In one of Martin Luther’s famous treatises he speaks of the church’s Babylonian Captivity. In his context this was in reference to the way the Gospel (and thus the church) had become conditioned to be what it was, programmed is even better, to imagine that the way people had been told things are by the Church, simply was the way it is. The people, en masse, had no real critical resource to imagine that what they had been told might not be the case; that the Gospel reality, and the Church of Jesus Christ might be much different than what they had been led to believe by their authorities (the magisteria of the Roman church). They simply lived in a world that was shaped by propaganda that led them into a captivity they believed simply was normal life. But Luther, following in the steps of the ad fontes (back to the sources!) movement, largely fostered by Lorenzo Valla et al., began to read the New Testament Greek afresh and anew. In Luther’s case, as he did this, he came to realize that what the church had programmed him to believe about God and the Gospel simply was not the case. As many of us know his story, he was an Augustinian monk living a tortured faith, believing that God could only be angry with him because he was such a dreadful sinner. As the church had taught him, the iustitia Dei (God’s righteousness), and the iustitia Christi (Christ’s righteousness), or the merits won by Christ for those who, by an infusion of faith, through created grace, dispensed by the sacraments of the church, were able to perdue in a way that they might finally merit Christ’s righteousness for them, thus allowing them to meet God’s righteousness, resulting in an eternal reward of beatific vision. This was what Luther agonized under, until at the direction of his spiritual father, Johann von Staupitz, he found the truth of the Gospel held captive in the pages of the New Testament, breaking free as it mediated him to the Mediator between God and humanity, Jesus Christ. Luther had a break through! He was finally able to imagine a conception of God that was outside the walls of the cell the church had built for him, and so many, for the centuries.

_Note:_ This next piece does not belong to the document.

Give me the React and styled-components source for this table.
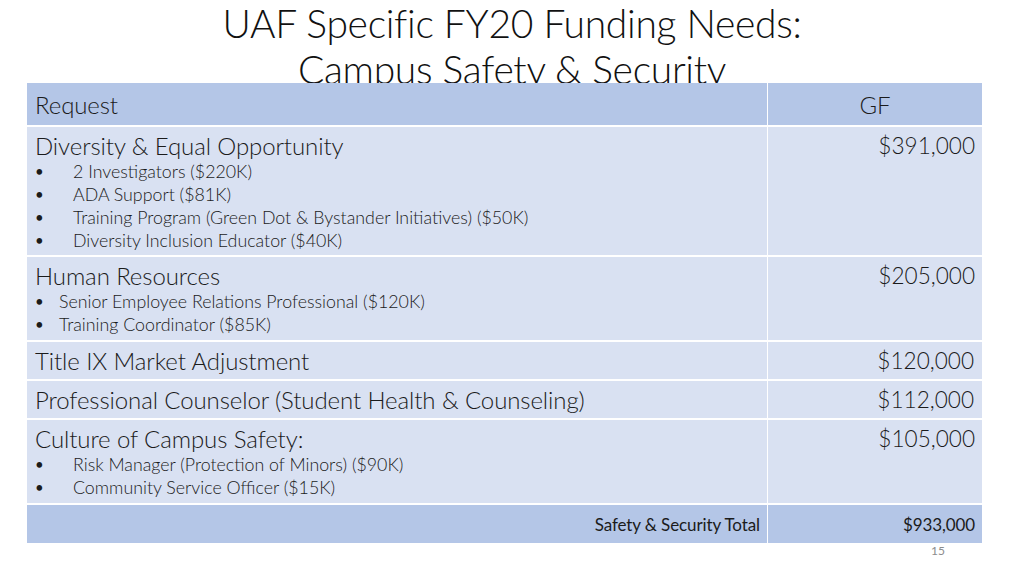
import React from "react";
import styled, { createGlobalStyle } from "styled-components";

const GlobalStyle = createGlobalStyle`
  html, body {
    margin: 0;
    padding: 0;
    background: #ffffff;
  }
  body {
    width: 1024px;
    height: 576px;
    overflow: hidden;
    font-family: "Lato", "Open Sans", sans-serif;
    color: #1b1b1b;
  }
`;

const Slide = styled.div`
  width: 1024px;
  height: 576px;
  display: flex;
  flex-direction: column;
  align-items: flex-start;
`;

const TitleBox = styled.div`
  width: 100%;
  height: 83px;
  overflow: hidden;
  text-align: center;
  font-family: "Lato", sans-serif;
  font-weight: 300;
  font-size: 39px;
  line-height: 46px;
  color: #111;
  letter-spacing: -0.3px;
`;

const TitleLine = styled.div`
  white-space: nowrap;
`;

const Table = styled.div`
  width: 955px;
  margin-left: 27px;
  display: grid;
  grid-template-columns: 740px 1fr;
  grid-template-rows: 42px 128px 83px 37px 37px 83px 38px;
  gap: 2px 1px;
  background: #ffffff;
`;

const Cell = styled.div`
  background: ${(p) => (p.$head ? "#b4c6e7" : "#d9e1f2")};
  padding: ${(p) => (p.$compact ? "0 8px" : "4px 7px 0 8px")};
  display: flex;
  flex-direction: column;
  align-items: ${(p) =>
    p.$align === "right" ? "flex-end" : p.$align === "center" ? "center" : "flex-start"};
  justify-content: ${(p) => (p.$compact ? "center" : "flex-start")};
  overflow: hidden;
`;

const Main = styled.div`
  font-weight: 300;
  font-size: 24px;
  line-height: 29px;
  white-space: nowrap;
  letter-spacing: -0.1px;
`;

const Amount = styled(Main)`
  font-size: 22.6px;
  letter-spacing: 0;
`;

const Bullets = styled.ul`
  list-style: none;
  margin: 0;
  padding: 0;
`;

const Bullet = styled.li`
  display: flex;
  font-weight: 300;
  font-size: 17.8px;
  line-height: 23px;
  white-space: nowrap;
  &::before {
    content: "•";
    font-weight: 400;
    font-size: 15px;
    width: ${(p) => (p.$wide ? "38px" : "24px")};
    flex: none;
  }
`;

const TotalText = styled.div`
  font-weight: 400;
  font-size: 17px;
  letter-spacing: -0.1px;
  white-space: nowrap;
  margin-right: -1px;
`;

const PageNum = styled.div`
  width: 955px;
  margin-left: 27px;
  display: flex;
  justify-content: flex-end;
  padding-right: 37px;
  box-sizing: border-box;
  font-size: 12px;
  line-height: 16px;
  color: #8c8c8c;
  font-weight: 400;
`;

const rows = [
  {
    title: "Diversity & Equal Opportunity",
    amount: "$391,000",
    wide: true,
    items: [
      "2 Investigators ($220K)",
      "ADA Support ($81K)",
      "Training Program (Green Dot & Bystander Initiatives) ($50K)",
      "Diversity Inclusion Educator ($40K)",
    ],
  },
  {
    title: "Human Resources",
    amount: "$205,000",
    wide: false,
    items: [
      "Senior Employee Relations Professional ($120K)",
      "Training Coordinator ($85K)",
    ],
  },
  { title: "Title IX Market Adjustment", amount: "$120,000", compact: true },
  {
    title: "Professional Counselor (Student Health & Counseling)",
    amount: "$112,000",
    compact: true,
  },
  {
    title: "Culture of Campus Safety:",
    amount: "$105,000",
    wide: true,
    items: [
      "Risk Manager (Protection of Minors) ($90K)",
      "Community Service Officer ($15K)",
    ],
  },
];

export default function App() {
  return (
    <>
      <GlobalStyle />
      <Slide>
        <TitleBox>
          <TitleLine>UAF Specific FY20 Funding Needs:</TitleLine>
          <TitleLine>Campus Safety &amp; Security</TitleLine>
        </TitleBox>
        <Table>
          <Cell $head $compact>
            <Main>Request</Main>
          </Cell>
          <Cell $head $compact $align="center">
            <Main>GF</Main>
          </Cell>
          {rows.map((r) => (
            <React.Fragment key={r.title}>
              <Cell $compact={r.compact}>
                <Main>{r.title}</Main>
                {r.items && (
                  <Bullets>
                    {r.items.map((it) => (
                      <Bullet key={it} $wide={r.wide}>
                        {it}
                      </Bullet>
                    ))}
                  </Bullets>
                )}
              </Cell>
              <Cell $compact={r.compact} $align="right">
                <Amount>{r.amount}</Amount>
              </Cell>
            </React.Fragment>
          ))}
          <Cell $head $compact $align="right">
            <TotalText>Safety &amp; Security Total</TotalText>
          </Cell>
          <Cell $head $compact $align="right">
            <TotalText>$933,000</TotalText>
          </Cell>
        </Table>
        <PageNum>15</PageNum>
      </Slide>
    </>
  );
}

We are not unlike Luther back then. As North American (Western) Christians we live in a secular and post-secular world that programs us to think in narrow bounded terms informed by a meta-narrative that proclaims the evangel of humanity’s ability to live like gods; to live the way we want; to live under the dictates of what our desires tell us are the true and the beautiful and the good. The people narrating for us have become our authorities. They are the magisteria for us, just as the Romish religion was for the late mediaeval world that Luther and the people of that time were for them. We might not recognize our ‘social engineers’ this way, indeed, we wouldn’t even want to think, particularly as American Christians, that we might be being programmed by others in a way that comes close to the authorities of Luther’s day. But as Luther once noted: ““It is not unusual in the world for villains and rascals to occupy every office and station in society and to abuse it.” Christians seem to have a hard time admitting that they could be held captive by a cultural conditioning that comes close to resembling the sort of outright programming the mediaeval world had in the ex-cathedra of Rome. If this is you, or if you know of the types I am are referring to, maybe you ought to think again.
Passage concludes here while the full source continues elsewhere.